For extra safety, set this option to upload on consumer-grade hardware using removable drives, non-ECC RAM, and wireless networks where there is more of a possibility of database damage. This will verify database integrity before each upload to destinations, preventing a damaged local database from overwriting a good version stored remotely.

db-history-days - keep incremental database backup files (hb.db.N) for this many days before the latest backup. The default is 3. Combined with recover --check, this allows recovering earlier versions of the main backup database. The minimum value is 1 so there is always at least one older version of the database stored on remotes.

dbid - a read-only config option that is unique for each backup database

dbrev - a read-only config option describing the database revision level

dedup-mem - the amount of RAM to be used for the dedup table, similar to the -D backup option. The -D option overrides this config option. See Dedup Info for more detailed information about sizing the dedup table. The default is 0, meaning dedup is disabled. A reasonable value is 1gb. The dedup table does not immediately use all memory specified; it starts small and doubles in size when necessary, up to this limit. The backup command shows how full the current dedup table is, and how full it is compared to the maximum table size. When the dedup table is full and cannot be expanded, backups will continue to work correctly; dedup is still very effective even with a full table. Unlike most config options, this option uses 1024 as a multiplier so 100M means 104,857,600 bytes.

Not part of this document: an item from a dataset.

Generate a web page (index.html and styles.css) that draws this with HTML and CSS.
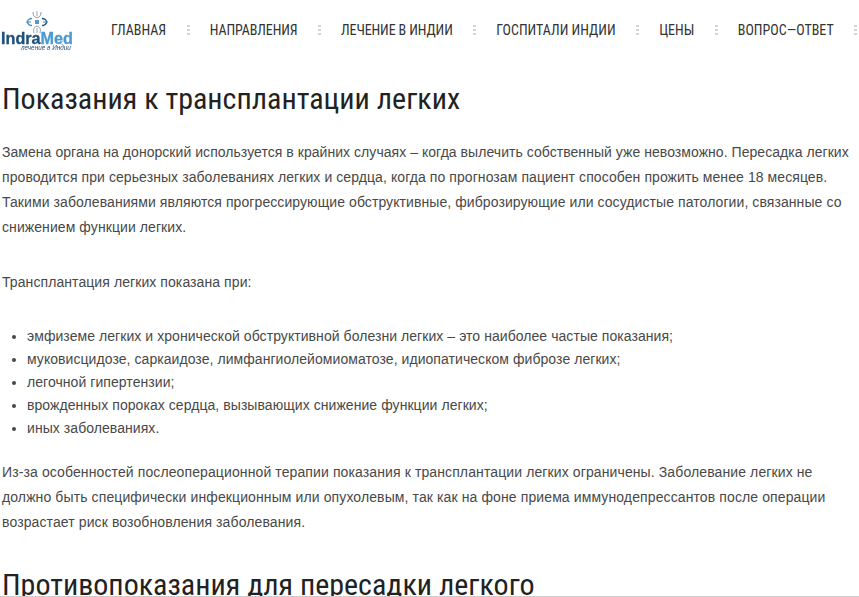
FILE: index.html
```html
<!DOCTYPE html>
<html lang="ru">
<head>
<meta charset="utf-8">
<title>Показания к трансплантации легких</title>
<link rel="stylesheet" href="styles.css">
</head>
<body>
<header class="header">
  <a class="logo">
    <svg class="logo-mark" width="32" height="22" viewBox="0 0 32 22" fill="none">
      <path d="M12 1 C12 4 13 6 16 7 C19 6 20 4 20 1" stroke="#8a9aa8" stroke-width="1"/>
      <path d="M13 22 C12 18 13 16 16 15 C19 16 20 18 19 22" stroke="#8a9aa8" stroke-width="1"/>
      <path d="M16 0V5M16 17V22" stroke="#a9b5bf" stroke-width="1.2"/>
      <path d="M11 7.5 A4.5 3.5 0 1 0 11 14.5" stroke="#3f8fc4" stroke-width="1.4"/>
      <path d="M21 7.5 A4.5 3.5 0 1 1 21 14.5" stroke="#1c4f7c" stroke-width="1.4"/>
      <path d="M5 11H10M22 11H27" stroke="#3f8fc4" stroke-width="1.1"/>
      <rect x="14" y="9" width="4" height="4" fill="#5b97c4"/>
    </svg>
    <span class="logo-name"><span class="logo-indra">Indra</span><span class="logo-med">Med</span></span>
    <span class="logo-sub">лечение в Индии</span>
  </a>
  <nav class="nav">
    <a>ГЛАВНАЯ</a><i class="sep"></i>
    <a>НАПРАВЛЕНИЯ</a><i class="sep"></i>
    <a>ЛЕЧЕНИЕ В ИНДИИ</a><i class="sep"></i>
    <a>ГОСПИТАЛИ ИНДИИ</a><i class="sep"></i>
    <a>ЦЕНЫ</a><i class="sep"></i>
    <a>ВОПРОС—ОТВЕТ</a><i class="sep"></i>
  </nav>
</header>
<main class="content">
  <h1>Показания к трансплантации легких</h1>
  <p><span class="tight">Замена органа на донорский используется в крайних случаях – когда вылечить собственный уже невозможно. Пересадка легких</span><br>проводится при серьезных заболеваниях легких и сердца, когда по прогнозам пациент способен прожить менее 18 месяцев.<br>Такими заболеваниями являются прогрессирующие обструктивные, фиброзирующие или сосудистые патологии, связанные со<br>снижением функции легких.</p>
  <p>Трансплантация легких показана при:</p>
  <ul>
    <li>эмфиземе легких и хронической обструктивной болезни легких – это наиболее частые показания;</li>
    <li>муковисцидозе, саркаидозе, лимфангиолейомиоматозе, идиопатическом фиброзе легких;</li>
    <li>легочной гипертензии;</li>
    <li>врожденных пороках сердца, вызывающих снижение функции легких;</li>
    <li>иных заболеваниях.</li>
  </ul>
  <p class="wide">Из-за особенностей послеоперационной терапии показания к трансплантации легких ограничены. Заболевание легких не<br>должно быть специфически инфекционным или опухолевым, так как на фоне приема иммунодепрессантов после операции<br>возрастает риск возобновления заболевания.</p>
  <h2>Противопоказания для пересадки легкого</h2>
</main>
</body>
</html>
```
FILE: styles.css
```css
html, body { margin: 0; padding: 0; background: #fff; height: 597px; overflow: hidden; }
body { font-family: "Liberation Sans", Arial, sans-serif; font-size: 14px; line-height: 25px; color: #484848; letter-spacing: 0.08px; }
body::after { content: ""; position: fixed; left: 0; right: 0; bottom: 0; height: 1px; background: #ccc; }
.header { display: flex; align-items: flex-start; height: 60px; padding-left: 1px; }
.logo { display: flex; flex-direction: column; align-items: center; width: 73px; padding-top: 11px; filter: blur(0.35px); letter-spacing: 0; }
.logo-mark { display: block; }
.logo-name { font-weight: 700; font-size: 16.2px; line-height: 11px; -webkit-text-stroke: 0.3px currentColor; }
.logo-indra { color: #1c4f7c; }
.logo-med { color: #4a9ad0; }
.logo-sub { font-size: 6.4px; line-height: 6px; color: #2d4f70; font-style: italic; margin-left: 18px; margin-top: 1px; white-space: nowrap; }
.nav { display: flex; align-items: center; margin-left: 38px; height: 60px; padding-top: 1px; box-sizing: border-box; font-family: Roboto, sans-serif; font-stretch: condensed; font-size: 14px; color: #333; letter-spacing: 0; }
.nav a { display: block; white-space: nowrap; }
.sep { display: block; flex: none; width: 3px; height: 12px; margin: 0 20.25px; background: repeating-linear-gradient(#d4d4d4 0 2px, transparent 2px 4px); }
.nav a:nth-of-type(2) { letter-spacing: -0.1px; }
.nav a:nth-of-type(3) { letter-spacing: -0.12px; }
.content { padding-left: 2px; }
h1, h2 { font-family: Roboto, sans-serif; font-stretch: condensed; font-weight: 400; color: #222; margin: 0; letter-spacing: 0; }
h1 { font-size: 30px; line-height: 36px; margin-top: 21px; margin-bottom: 23px; }
h2 { font-size: 30px; line-height: 36px; margin-top: 32px; }
p { margin: 0 0 30px; }
.tight { letter-spacing: 0.047px; }
.wide { letter-spacing: 0.11px; }
ul { margin: 0 0 20px; padding: 0 0 0 25px; line-height: 23px; letter-spacing: 0.06px; }
```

disable-commands - list of commands that should be disabled, separated by commas; all other commands are enabled. If the admin-passphrase option is set, these commands will ask for the passphrase and run only if it is correctly entered. If there is no admin-passphrase set, these commands refuse to run. The upgrade and init commands cannot be disabled because when these commands execute there is no database to check whether they should be enabled or disabled. To cancel this option, use the value '' (two single quotes).

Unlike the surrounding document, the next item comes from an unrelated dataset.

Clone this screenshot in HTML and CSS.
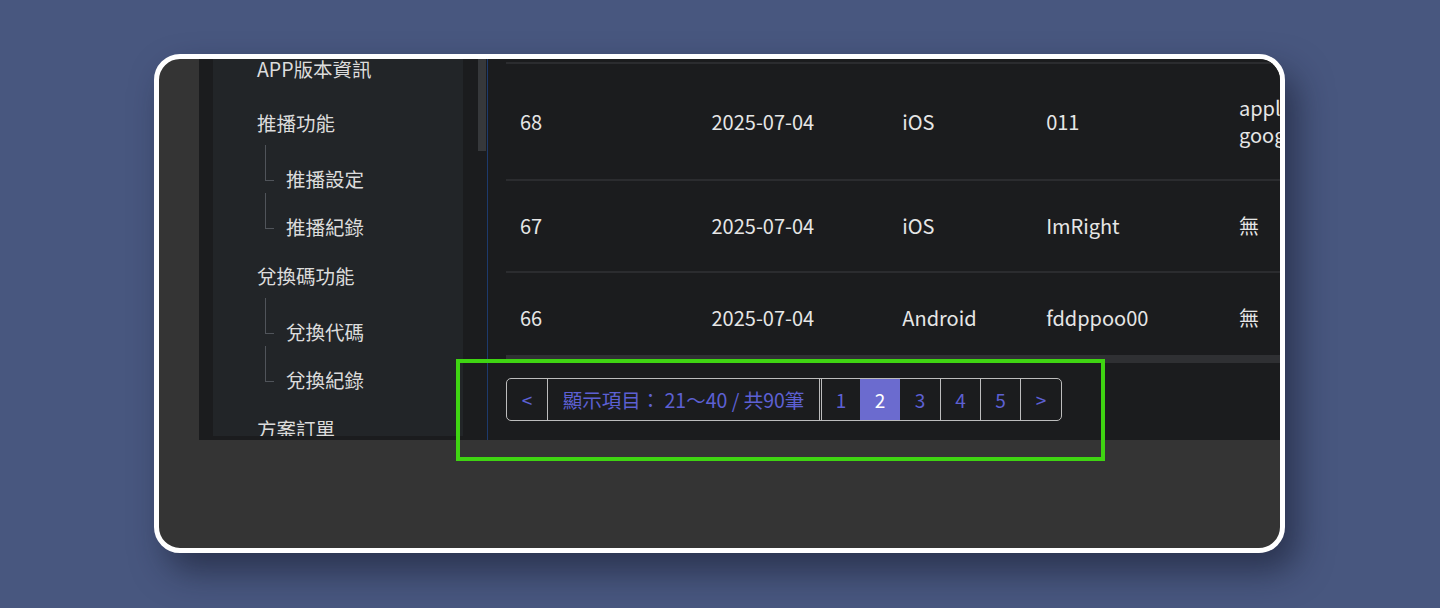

SECURITY NOTE: Disabling commands without an admin passphrase is a poor configuration since commands can easily be re-enabled.

enable-commands - list of commands that should be enabled, separated by commas; all other commands are disabled. An example would be to enable only the backup command. Then it would not be possible to list, restore, or remove files without the admin passphrase. To cancel this option, use the value '' (two single quotes).

SECURITY NOTE: Enabling some commands without an admin passphrase is a poor configuration since more commands can easily be enabled.

no-backup-ext - list of file extensions, with or without dots, separated by spaces or commas. Files with these extensions will not be backed up.

no-backup-tag - list of filenames separated by spaces or commas. Directories containing any of these files will not have their contents backed up, other than the tag file(s). Typical values are .nobackup and CACHEDIR.TAG Each entry in this list causes an extra stat system call for every directory in the backup, so keep the size of this list to a minimum.

no-compress-ext - list of file extensions of files that should not be compressed. Most common extensions are already programmed into the backup program, but you can list less common extensions here. Extensions may or may not have dots, and are separated by spaces or commas.

no-dedup-ext - list of file extensions of files with data that does not dedup well, for example, photos. If exact copies of files are backed up, they will be still be deduped if dedup is enabled.

pack-age-days - the minimum age of an archive before it is packed. Some storage services charge penalties for early removal of files, for example, Amazon S3 Infrequent Access and Google Nearline. This setting prevents packing archives until they have aged, avoiding the delete penalty charge (but you are still paying more for storage of data that perhaps could have been deleted earlier). All other conditions must be satisfied before an archive is packed. The default for pack-age-days is 30. To disable this feature, set it to zero. Higher numbers will reduce the number of pack operations but may increase the backup storage requirements. If you do not pay delete penalties and have low or zero download fees (or a free allowance) or have cache-size-limit set to -1 (local copy of arc files), setting this to zero will cause more frequent packing to lower storage costs, improve restore times, and lower restore cache requirements.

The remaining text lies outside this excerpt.